The IFAFF brings audiences films that explore America’s criminal justice system – police, courts, and corrections – and the industries that profit from this cauldron of human misery. Stories told include those of millions of people who are relegated to second-class citizenship under an unforgiving system. Stories also highlight how other countries are successfully addressing this issue, as well as showcasing best practices right here in America.
The virtual 7th IFAFF International will screen feature-length documentaries, feature films, and topical shorts, all with themes centered on the epidemic of mass incarceration, the criminal (in)justice system, racism and white supremacy, gun violence, police brutality, unfair housing, immigration, social unrest, and other human rights violations.
The film festival brings additional context to the films and their messages through a variety of panel conversations as well as the inclusion of spoken word segments. It also includes a film competition for new movies and “Justice Awards” for exceptional films that best demonstrate the challenges and tragedies of our broken justice systems. While the focus is on new films that are submitted into the competition, a variety of older films highlighting the historical perspectives of today’s challenges also are screened.
The Next Movement (TNM) was born as a response to a 2010 visit and lecture by Professor Michelle Alexander, author of The New Jim Crow: Mass Incarceration in the Age of Colorblindness, held at Trinity United Church of Christ. TNM, organized as a committee of the Trinity United Church of Christ Prison Ministry, is comprised of people of all races, ages, and religions who view mass incarceration as the key human rights issue of our time, and who are committed to building the mass movement necessary to alleviate it. Through education, awareness and organizing individuals and organizations, TNM is dedicated to mobilizing the “people power” necessary to make the systemic changes required.
The 7th IFAFF International will run over a 10-day period from August 12-21. Free tickets are available by visiting www.injusticeforallff.com or https://watch.eventive.org/injusticeforallff. In addition to screening films, this year’s festival will include grand opening events; spoken word interludes featuring exciting Chicago poets; special guest speakers; panelists/panel discussions providing context to the many films to be featured over the 10 days (dealing with organizing, restorative justice, domestic violence, immigration, bail reform, racism, eviction, and, of course, mass incarceration); and closing ceremony/awards events.
The magic of the festival derives from a committed, extensive group of partners who contribute their enthusiasm, relationships, and more to spread the news of the IFAFF International throughout Chicago and the nation. The fest will be featured entirely on a digital platform this year, available across the nation and throughout the world. Independent film houses, universities, justice organizations, faith communities, and select media outlets comprise the bulk of IFAFF partners. Major 2021 IFAFF sponsors include Trinity United Church of Christ – Unashamed Media Group, Coalition to End Money Bond, and Euclid Avenue United Methodist Church.
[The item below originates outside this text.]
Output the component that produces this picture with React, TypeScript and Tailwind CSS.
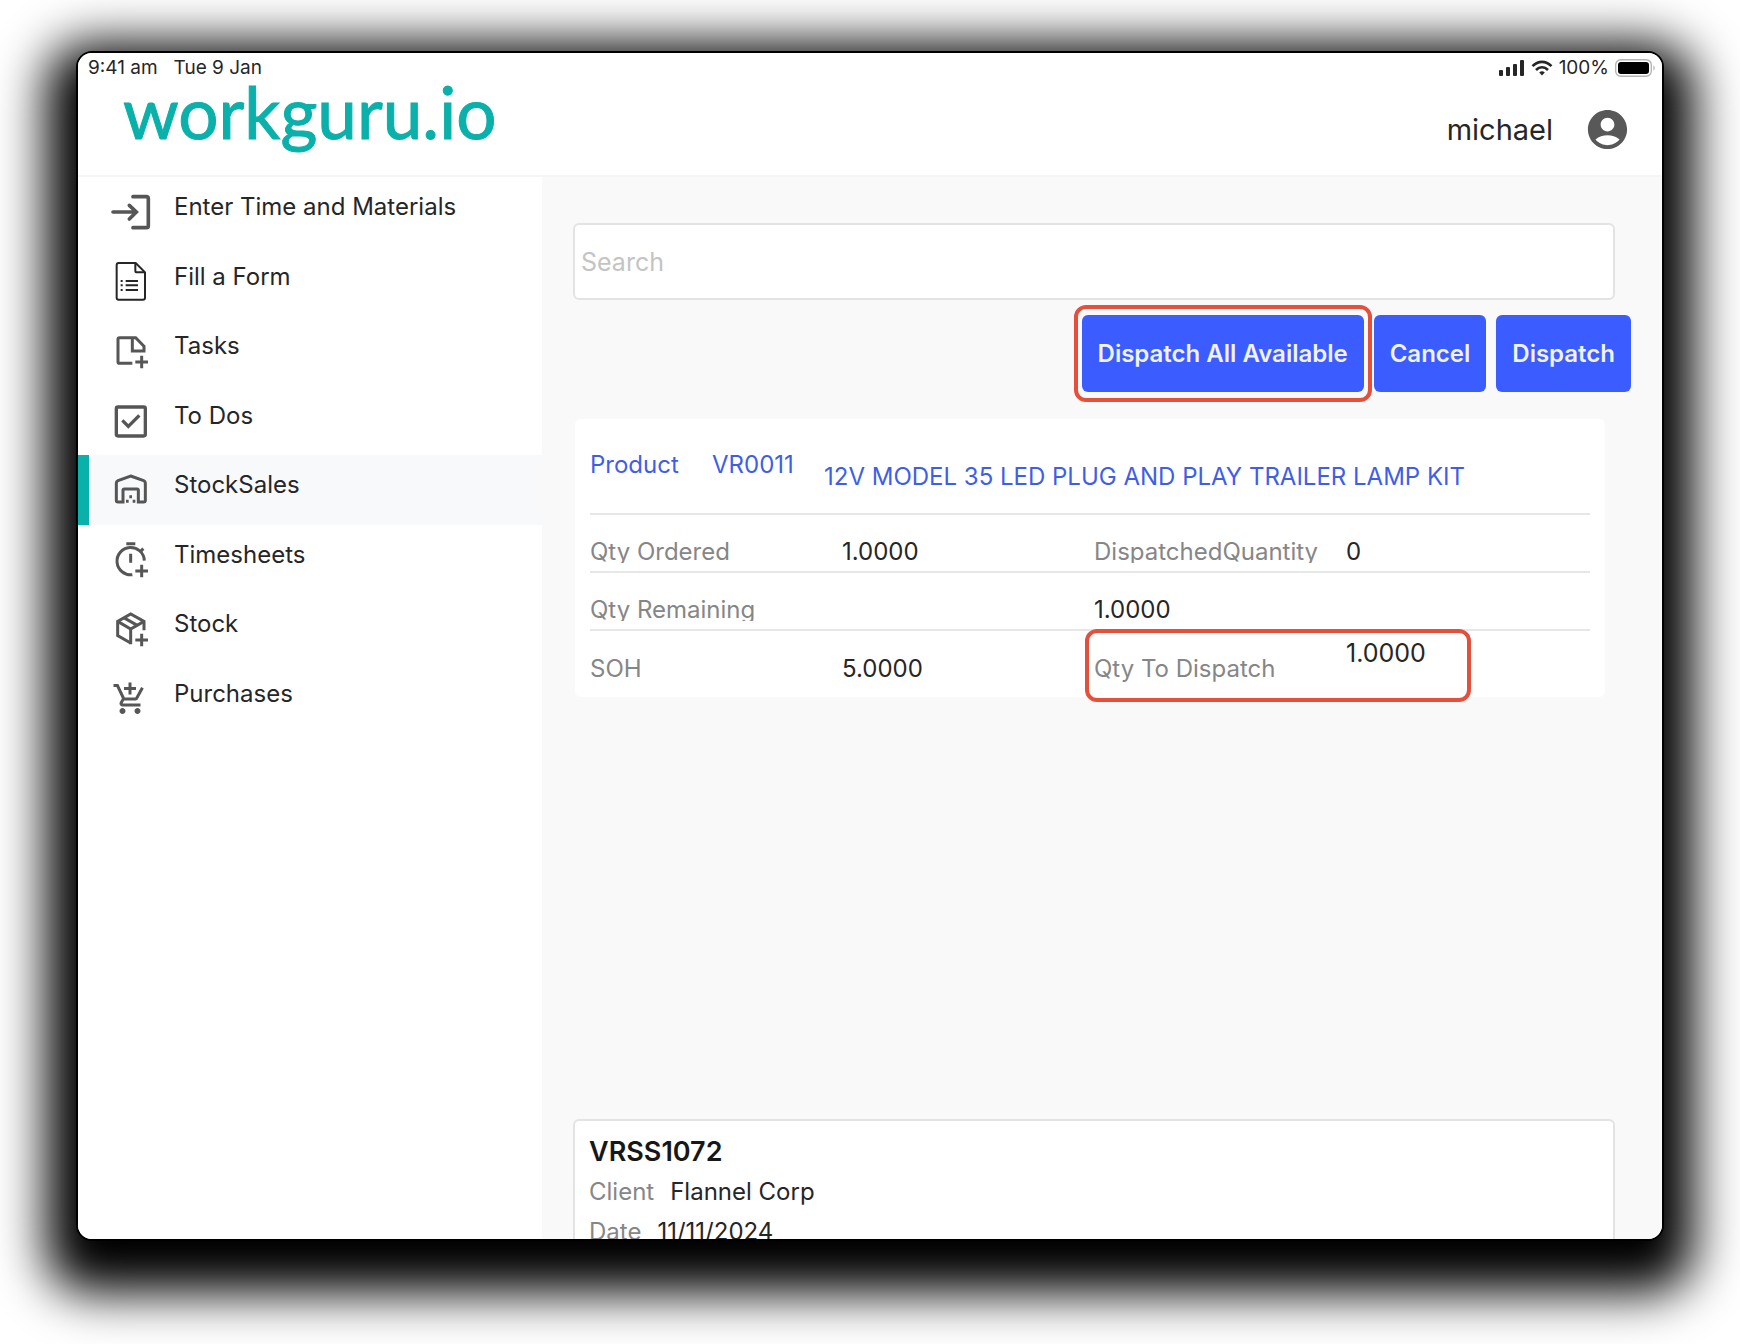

America imprisons more citizens than any other nation in the world. Currently, there are over 2.2 million prisoners, a rate of more than 698 per 100,000 citizens. This number does not include the accelerated detentions over the last several years associated with immigration, which in 2011, averaged more than 30,000 daily. As of March 2019, that figure rose to nearly 50,000. Currently, over 600,000 people reside in jails throughout America. The majority are awaiting trial, and, according to our system of justice, are presumed innocent.